Conversamos con Adriana Maidana, cuarta generación de la familia, quien junto a su hermana Silvia y a su madre Manuela, continúan con este legado que aman, honran y al que consideran un arte. Escucharla es un placer, tanto por el conocimiento que tiene sobre el oficio, como por la emoción que le genera continuar con escribiendo la historia de esta familia de inmigrantes que gracias a este métier logró salir adelante, y como ella misma dice, le dio de comer a cuatro generaciones y les brindó la posibilidad de crecer y estudiar.
“En estos tiempos que transita argentina Sería clave Que abran las escuelas de oficios para generar distintas fuentes laborales”.
“Nosotros seguimos fabricando los sombreros con el sistema borsalino, que es todo a mano, es un arte. Hoy día, el sombrero se dejó de usar bastante, pero hubo un tiempo en el que tenía mucha preponderancia.
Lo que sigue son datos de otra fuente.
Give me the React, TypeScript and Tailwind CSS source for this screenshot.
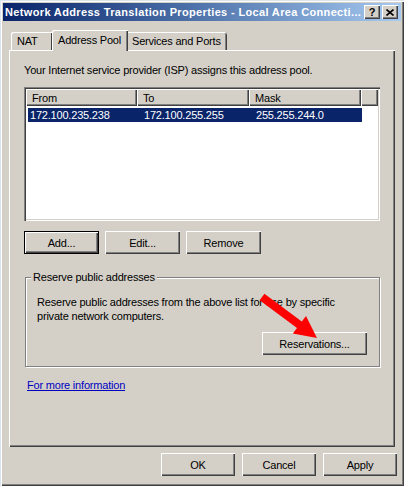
import React from "react";

const raised =
   "bg-[#d4d0c8] shadow-[inset_1px_1px_#ffffff,inset_-1px_-1px_#404040,inset_-2px_-2px_#808080]";

const Btn = ({ label, w = "w-[75px]", def }: { label: string; w?: string; def?: boolean }) => (
   <div
      className={`${w} h-[23px] flex items-center justify-center ${raised} ${
         def ? "outline outline-1 outline-black -outline-offset-1 shadow-[inset_2px_2px_#ffffff,inset_-2px_-2px_#404040,inset_-3px_-3px_#808080]" : ""
      }`}
   >
      {label}
   </div>
);

const HeaderCell = ({ label, w }: { label: string; w: string }) => (
   <div className={`${w} h-[17px] flex items-center pl-[6px] ${raised}`}>{label}</div>
);

const App = () => (
   <div className="relative w-[404px] h-[486px] bg-[#d4d0c8] p-[3px] flex flex-col text-[11px] leading-[14px] tracking-[-0.2px] text-black font-['Liberation_Sans',Arial,sans-serif] shadow-[inset_1px_1px_#dce4f0,inset_2px_2px_#ffffff,inset_-1px_-1px_#404040,inset_-2px_-2px_#808080]">
      {/* title bar */}
      <div className="h-[18px] flex items-center bg-gradient-to-r from-[#0a246a] to-[#a6caf0] pl-[2px] pr-[3px]">
         <span className="flex-1 font-bold text-white tracking-[0.35px] whitespace-nowrap overflow-hidden">
            Network Address Translation Properties - Local Area Connecti...
         </span>
         <div className="flex gap-[2px]">
            <div className={`w-[16px] h-[14px] flex items-center justify-center font-bold text-[11px] ${raised}`}>?</div>
            <div className={`w-[16px] h-[14px] flex items-center justify-center ${raised}`}>
               <svg width="8" height="7" viewBox="0 0 8 7">
                  <path d="M0.5 0.5 L7.5 6.5 M7.5 0.5 L0.5 6.5" stroke="black" strokeWidth="1.6" />
               </svg>
            </div>
         </div>
      </div>

      {/* tabs */}
      <div className="mt-[9px] ml-[8px] h-[20px] flex items-end relative z-10">
         <div className="w-[41px] h-[18px] flex items-center pl-[6px] rounded-tl-[2px] shadow-[inset_1px_1px_#ffffff,inset_-1px_0_#404040]">
            NAT
         </div>
         <div className="w-[76px] h-[21px] -mb-[1px] flex items-center pl-[6px] pb-[2px] bg-[#d4d0c8] rounded-tl-[2px] shadow-[inset_1px_1px_#ffffff,inset_-1px_0_#404040,inset_-2px_0_#808080]">
            Address Pool
         </div>
         <div className="w-[99px] h-[18px] flex items-center pl-[4px] rounded-tr-[2px] shadow-[inset_0_1px_#ffffff,inset_-1px_0_#404040,inset_-2px_0_#808080]">
            Services and Ports
         </div>
      </div>

      {/* panel */}
      <div className="ml-[6px] w-[386px] h-[397px] px-[15px] flex flex-col shadow-[inset_1px_1px_#ffffff,inset_-1px_-1px_#404040,inset_-2px_-2px_#808080]">
         <p className="mt-[13px]">Your Internet service provider (ISP) assigns this address pool.</p>

         {/* list view */}
         <div className="mt-[10px] w-[356px] h-[134px] bg-white p-[2px] shadow-[inset_1px_1px_#808080,inset_2px_2px_#404040,inset_-1px_-1px_#ffffff,inset_-2px_-2px_#d4d0c8]">
            <div className="flex">
               <HeaderCell label="From" w="w-[111px]" />
               <HeaderCell label="To" w="w-[112px]" />
               <HeaderCell label="Mask" w="w-[112px]" />
               <div className={`flex-1 h-[17px] ${raised}`} />
            </div>
            <div className="mt-[2px] ml-[2px] w-[334px] h-[14px] flex items-center bg-[#0a246a] text-white">
               <span className="w-[109px] pl-[2px]">172.100.235.238</span>
               <span className="w-[112px] pl-[7px]">172.100.255.255</span>
               <span className="pl-[7px]">255.255.244.0</span>
            </div>
         </div>

         <div className="mt-[10px] flex gap-[6px]">
            <Btn label="Add..." def />
            <Btn label="Edit..." />
            <Btn label="Remove" />
         </div>

         <fieldset className="mt-[16px] ml-[1px] w-[355px] border border-[#808080] pl-[11px] pr-[12px] pb-[11px] shadow-[inset_1px_1px_#ffffff,1px_1px_#ffffff]">
            <legend className="-ml-[6px] px-[2px] bg-[#d4d0c8]">Reserve public addresses</legend>
            <p className="mt-[11px]">
               Reserve public addresses from the above list for use by specific
               <br />
               private network computers.
            </p>
            <div className="mt-[9px] flex justify-end">
               <Btn label="Reservations..." w="w-[105px]" />
            </div>
         </fieldset>

         <a className="mt-[11px] ml-[3px] text-[#0000c0] underline w-fit">For more information</a>
      </div>

      {/* dialog buttons */}
      <div className="mt-[6px] pr-[4px] flex justify-end gap-[7px]">
         <Btn label="OK" w="w-[74px]" />
         <Btn label="Cancel" w="w-[74px]" />
         <Btn label="Apply" w="w-[74px]" />
      </div>

      {/* red annotation arrow */}
      <svg className="absolute left-0 top-0 pointer-events-none" width="404" height="486">
         <polygon
            points="259.6,300.2 264.4,293.8 301.8,321.6 306,316 317,338 292.8,333.6 297,328"
            fill="#ff0000"
         />
      </svg>
   </div>
);

export default App;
Por ejemplo en la línea A de subtes había repisas donde la gente dejaba sus sombreros, o en cines como el Gaumont debajo de butacas había unos cestos donde se colocaba el abrigo, la cartera y el sombrero, pero eso fue desapareciendo”, nos cuenta Adriana.
Para Adriana el futuro de los oficios mermó muchísimo, de hecho existen muy pocas escuelas de oficio, y sin duda esto es una gran pérdida ya que siempre fueron una gran herramienta laboral. “En estos tiempos que transita la argentina sería clave que abran estas escuelas para generar fuentes de trabajo a personas que tal vez no tienen la posibilidad de acceder a ciertos niveles académicos. Y no solo lo digo en referencia a los sombreros, sería un camino revivir todos los oficios perdidos”.
Hoy día esta casa que fue declarada Sitio de Interés Cultural, por donde han pasado desde Arturo Illia hasta Antonio Tarragó Ros sigue siendo un orgullo para memoria de nuestro país.
Sin duda lo oficios en nuestro país están en una situación muy crítica. Si bien, muchas personas se inclinaron hacia un consumo más racional y ético, priorizando la calidad por sobre la cantidad, y el impacto sobre el medioambiente, la vorágine en tiempo de redes hace que siga creciendo una forma de compra compulsiva, muchas veces para silenciar la angustia del contexto en el que vivimos.
Los oficios mermaron, muchos se vieron obligados a industrializarse, pero hay algo muy poderoso que viene emergiendo entre las sombras, y es una forma colectiva de trabajo; donde las individualidades quedan de lado para abrirle paso a los sistemas cooperativista, donde lo colectivo está por sobre cualquier competencia que ya quedó obsoleta. Seguramente en ese camino se empiece a vislumbrar la luz, esa que va a seguir iluminando nuestra historia, y la de todos aquellos que enaltece los oficios de nuestro país.